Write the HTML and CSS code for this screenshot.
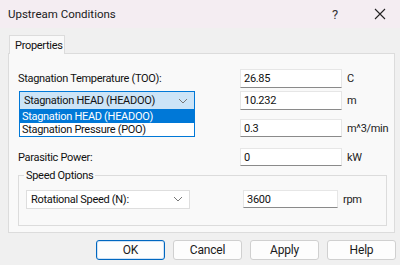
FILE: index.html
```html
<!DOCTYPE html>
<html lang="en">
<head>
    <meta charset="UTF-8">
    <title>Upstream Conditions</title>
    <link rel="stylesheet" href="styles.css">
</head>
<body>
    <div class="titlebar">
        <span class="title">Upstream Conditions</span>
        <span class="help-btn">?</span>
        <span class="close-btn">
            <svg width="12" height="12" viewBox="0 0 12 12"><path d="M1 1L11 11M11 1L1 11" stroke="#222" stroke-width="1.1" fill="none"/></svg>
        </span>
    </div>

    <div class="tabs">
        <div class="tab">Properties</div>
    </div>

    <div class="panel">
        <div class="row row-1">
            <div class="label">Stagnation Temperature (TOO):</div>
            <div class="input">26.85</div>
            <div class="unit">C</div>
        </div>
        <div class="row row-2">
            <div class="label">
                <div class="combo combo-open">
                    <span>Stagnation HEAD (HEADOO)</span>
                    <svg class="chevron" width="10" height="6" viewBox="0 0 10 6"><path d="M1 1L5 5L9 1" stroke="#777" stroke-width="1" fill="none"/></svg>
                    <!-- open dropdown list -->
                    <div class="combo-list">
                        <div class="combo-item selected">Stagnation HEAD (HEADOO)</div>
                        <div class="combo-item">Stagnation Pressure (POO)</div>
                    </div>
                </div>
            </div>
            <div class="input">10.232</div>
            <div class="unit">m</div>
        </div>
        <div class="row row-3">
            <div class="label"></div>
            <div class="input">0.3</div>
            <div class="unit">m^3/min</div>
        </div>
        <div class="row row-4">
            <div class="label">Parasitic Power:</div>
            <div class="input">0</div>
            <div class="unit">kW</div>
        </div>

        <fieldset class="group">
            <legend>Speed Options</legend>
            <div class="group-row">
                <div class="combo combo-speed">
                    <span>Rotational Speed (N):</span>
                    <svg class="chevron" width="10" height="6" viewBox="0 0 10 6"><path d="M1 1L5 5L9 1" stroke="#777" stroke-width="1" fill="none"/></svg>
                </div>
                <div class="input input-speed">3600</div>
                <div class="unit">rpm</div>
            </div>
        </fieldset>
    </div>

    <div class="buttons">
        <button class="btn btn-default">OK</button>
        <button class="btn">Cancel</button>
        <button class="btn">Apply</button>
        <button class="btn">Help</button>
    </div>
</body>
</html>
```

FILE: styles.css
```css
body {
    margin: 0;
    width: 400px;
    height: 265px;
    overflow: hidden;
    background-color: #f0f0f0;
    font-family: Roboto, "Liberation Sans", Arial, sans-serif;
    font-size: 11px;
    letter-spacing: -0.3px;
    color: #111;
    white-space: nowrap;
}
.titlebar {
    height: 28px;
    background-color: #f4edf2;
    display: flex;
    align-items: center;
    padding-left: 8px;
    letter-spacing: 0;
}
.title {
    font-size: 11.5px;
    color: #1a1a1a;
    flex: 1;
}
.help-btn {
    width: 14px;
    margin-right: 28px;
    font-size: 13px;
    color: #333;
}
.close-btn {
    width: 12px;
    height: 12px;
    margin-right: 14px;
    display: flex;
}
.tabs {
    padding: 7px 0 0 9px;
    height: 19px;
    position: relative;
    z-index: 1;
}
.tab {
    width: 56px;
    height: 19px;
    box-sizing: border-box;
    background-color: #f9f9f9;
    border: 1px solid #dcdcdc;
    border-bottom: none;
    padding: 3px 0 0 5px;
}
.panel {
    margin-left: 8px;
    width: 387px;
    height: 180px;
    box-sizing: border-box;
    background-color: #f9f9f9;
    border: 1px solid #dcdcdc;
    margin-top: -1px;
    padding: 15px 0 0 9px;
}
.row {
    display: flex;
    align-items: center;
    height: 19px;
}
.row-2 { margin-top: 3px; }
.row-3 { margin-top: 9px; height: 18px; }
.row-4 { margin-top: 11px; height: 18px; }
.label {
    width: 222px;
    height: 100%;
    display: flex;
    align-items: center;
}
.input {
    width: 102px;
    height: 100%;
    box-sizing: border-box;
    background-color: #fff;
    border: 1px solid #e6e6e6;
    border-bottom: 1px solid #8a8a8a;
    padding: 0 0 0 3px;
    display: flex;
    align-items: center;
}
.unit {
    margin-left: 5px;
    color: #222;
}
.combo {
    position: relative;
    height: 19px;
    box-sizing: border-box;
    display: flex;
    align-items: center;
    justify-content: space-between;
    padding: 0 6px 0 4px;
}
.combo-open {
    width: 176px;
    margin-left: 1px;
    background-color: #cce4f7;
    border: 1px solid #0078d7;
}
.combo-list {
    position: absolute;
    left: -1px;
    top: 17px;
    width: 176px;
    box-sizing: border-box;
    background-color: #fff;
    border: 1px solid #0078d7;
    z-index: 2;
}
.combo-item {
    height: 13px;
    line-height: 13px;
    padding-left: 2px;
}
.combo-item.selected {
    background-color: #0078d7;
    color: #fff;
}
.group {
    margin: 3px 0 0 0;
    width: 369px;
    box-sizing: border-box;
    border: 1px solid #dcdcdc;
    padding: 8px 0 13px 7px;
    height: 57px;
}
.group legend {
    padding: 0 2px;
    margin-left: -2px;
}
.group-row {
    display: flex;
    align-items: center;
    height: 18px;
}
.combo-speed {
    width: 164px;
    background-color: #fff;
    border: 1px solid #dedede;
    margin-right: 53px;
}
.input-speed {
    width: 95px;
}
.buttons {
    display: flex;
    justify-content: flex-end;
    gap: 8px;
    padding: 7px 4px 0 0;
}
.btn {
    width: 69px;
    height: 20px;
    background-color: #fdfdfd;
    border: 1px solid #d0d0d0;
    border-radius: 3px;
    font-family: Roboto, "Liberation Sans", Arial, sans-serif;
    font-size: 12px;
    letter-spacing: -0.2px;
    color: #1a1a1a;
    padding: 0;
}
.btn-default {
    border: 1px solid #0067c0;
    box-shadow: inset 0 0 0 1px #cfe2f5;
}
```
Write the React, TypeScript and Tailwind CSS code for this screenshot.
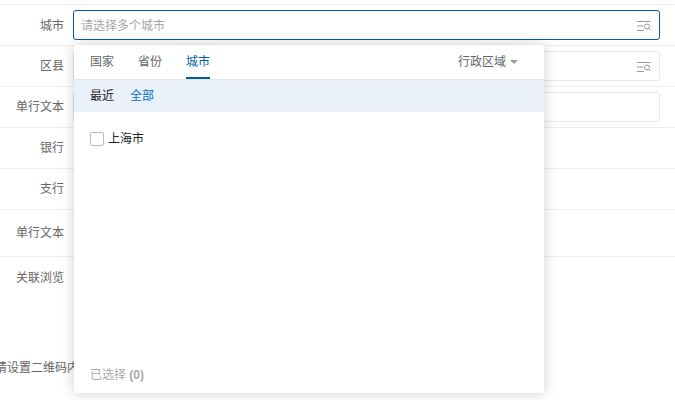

-----

Exclude the images, then output the data above word for word.

Write the HTML and CSS code for this screenshot.
FILE: index.html
```html
<!DOCTYPE html>
<html lang="en">
<head>
    <meta charset="UTF-8">
    <title>Upstream Conditions</title>
    <link rel="stylesheet" href="styles.css">
</head>
<body>
    <div class="titlebar">
        <span class="title">Upstream Conditions</span>
        <span class="help-btn">?</span>
        <span class="close-btn">
            <svg width="12" height="12" viewBox="0 0 12 12"><path d="M1 1L11 11M11 1L1 11" stroke="#222" stroke-width="1.1" fill="none"/></svg>
        </span>
    </div>

    <div class="tabs">
        <div class="tab">Properties</div>
    </div>

    <div class="panel">
        <div class="row row-1">
            <div class="label">Stagnation Temperature (TOO):</div>
            <div class="input">26.85</div>
            <div class="unit">C</div>
        </div>
        <div class="row row-2">
            <div class="label">
                <div class="combo combo-open">
                    <span>Stagnation HEAD (HEADOO)</span>
                    <svg class="chevron" width="10" height="6" viewBox="0 0 10 6"><path d="M1 1L5 5L9 1" stroke="#777" stroke-width="1" fill="none"/></svg>
                    <!-- open dropdown list -->
                    <div class="combo-list">
                        <div class="combo-item selected">Stagnation HEAD (HEADOO)</div>
                        <div class="combo-item">Stagnation Pressure (POO)</div>
                    </div>
                </div>
            </div>
            <div class="input">10.232</div>
            <div class="unit">m</div>
        </div>
        <div class="row row-3">
            <div class="label"></div>
            <div class="input">0.3</div>
            <div class="unit">m^3/min</div>
        </div>
        <div class="row row-4">
            <div class="label">Parasitic Power:</div>
            <div class="input">0</div>
            <div class="unit">kW</div>
        </div>

        <fieldset class="group">
            <legend>Speed Options</legend>
            <div class="group-row">
                <div class="combo combo-speed">
                    <span>Rotational Speed (N):</span>
                    <svg class="chevron" width="10" height="6" viewBox="0 0 10 6"><path d="M1 1L5 5L9 1" stroke="#777" stroke-width="1" fill="none"/></svg>
                </div>
                <div class="input input-speed">3600</div>
                <div class="unit">rpm</div>
            </div>
        </fieldset>
    </div>

    <div class="buttons">
        <button class="btn btn-default">OK</button>
        <button class="btn">Cancel</button>
        <button class="btn">Apply</button>
        <button class="btn">Help</button>
    </div>
</body>
</html>
```

FILE: styles.css
```css
body {
    margin: 0;
    width: 400px;
    height: 265px;
    overflow: hidden;
    background-color: #f0f0f0;
    font-family: Roboto, "Liberation Sans", Arial, sans-serif;
    font-size: 11px;
    letter-spacing: -0.3px;
    color: #111;
    white-space: nowrap;
}
.titlebar {
    height: 28px;
    background-color: #f4edf2;
    display: flex;
    align-items: center;
    padding-left: 8px;
    letter-spacing: 0;
}
.title {
    font-size: 11.5px;
    color: #1a1a1a;
    flex: 1;
}
.help-btn {
    width: 14px;
    margin-right: 28px;
    font-size: 13px;
    color: #333;
}
.close-btn {
    width: 12px;
    height: 12px;
    margin-right: 14px;
    display: flex;
}
.tabs {
    padding: 7px 0 0 9px;
    height: 19px;
    position: relative;
    z-index: 1;
}
.tab {
    width: 56px;
    height: 19px;
    box-sizing: border-box;
    background-color: #f9f9f9;
    border: 1px solid #dcdcdc;
    border-bottom: none;
    padding: 3px 0 0 5px;
}
.panel {
    margin-left: 8px;
    width: 387px;
    height: 180px;
    box-sizing: border-box;
    background-color: #f9f9f9;
    border: 1px solid #dcdcdc;
    margin-top: -1px;
    padding: 15px 0 0 9px;
}
.row {
    display: flex;
    align-items: center;
    height: 19px;
}
.row-2 { margin-top: 3px; }
.row-3 { margin-top: 9px; height: 18px; }
.row-4 { margin-top: 11px; height: 18px; }
.label {
    width: 222px;
    height: 100%;
    display: flex;
    align-items: center;
}
.input {
    width: 102px;
    height: 100%;
    box-sizing: border-box;
    background-color: #fff;
    border: 1px solid #e6e6e6;
    border-bottom: 1px solid #8a8a8a;
    padding: 0 0 0 3px;
    display: flex;
    align-items: center;
}
.unit {
    margin-left: 5px;
    color: #222;
}
.combo {
    position: relative;
    height: 19px;
    box-sizing: border-box;
    display: flex;
    align-items: center;
    justify-content: space-between;
    padding: 0 6px 0 4px;
}
.combo-open {
    width: 176px;
    margin-left: 1px;
    background-color: #cce4f7;
    border: 1px solid #0078d7;
}
.combo-list {
    position: absolute;
    left: -1px;
    top: 17px;
    width: 176px;
    box-sizing: border-box;
    background-color: #fff;
    border: 1px solid #0078d7;
    z-index: 2;
}
.combo-item {
    height: 13px;
    line-height: 13px;
    padding-left: 2px;
}
.combo-item.selected {
    background-color: #0078d7;
    color: #fff;
}
.group {
    margin: 3px 0 0 0;
    width: 369px;
    box-sizing: border-box;
    border: 1px solid #dcdcdc;
    padding: 8px 0 13px 7px;
    height: 57px;
}
.group legend {
    padding: 0 2px;
    margin-left: -2px;
}
.group-row {
    display: flex;
    align-items: center;
    height: 18px;
}
.combo-speed {
    width: 164px;
    background-color: #fff;
    border: 1px solid #dedede;
    margin-right: 53px;
}
.input-speed {
    width: 95px;
}
.buttons {
    display: flex;
    justify-content: flex-end;
    gap: 8px;
    padding: 7px 4px 0 0;
}
.btn {
    width: 69px;
    height: 20px;
    background-color: #fdfdfd;
    border: 1px solid #d0d0d0;
    border-radius: 3px;
    font-family: Roboto, "Liberation Sans", Arial, sans-serif;
    font-size: 12px;
    letter-spacing: -0.2px;
    color: #1a1a1a;
    padding: 0;
}
.btn-default {
    border: 1px solid #0067c0;
    box-shadow: inset 0 0 0 1px #cfe2f5;
}
```
Write the React, TypeScript and Tailwind CSS code for this screenshot.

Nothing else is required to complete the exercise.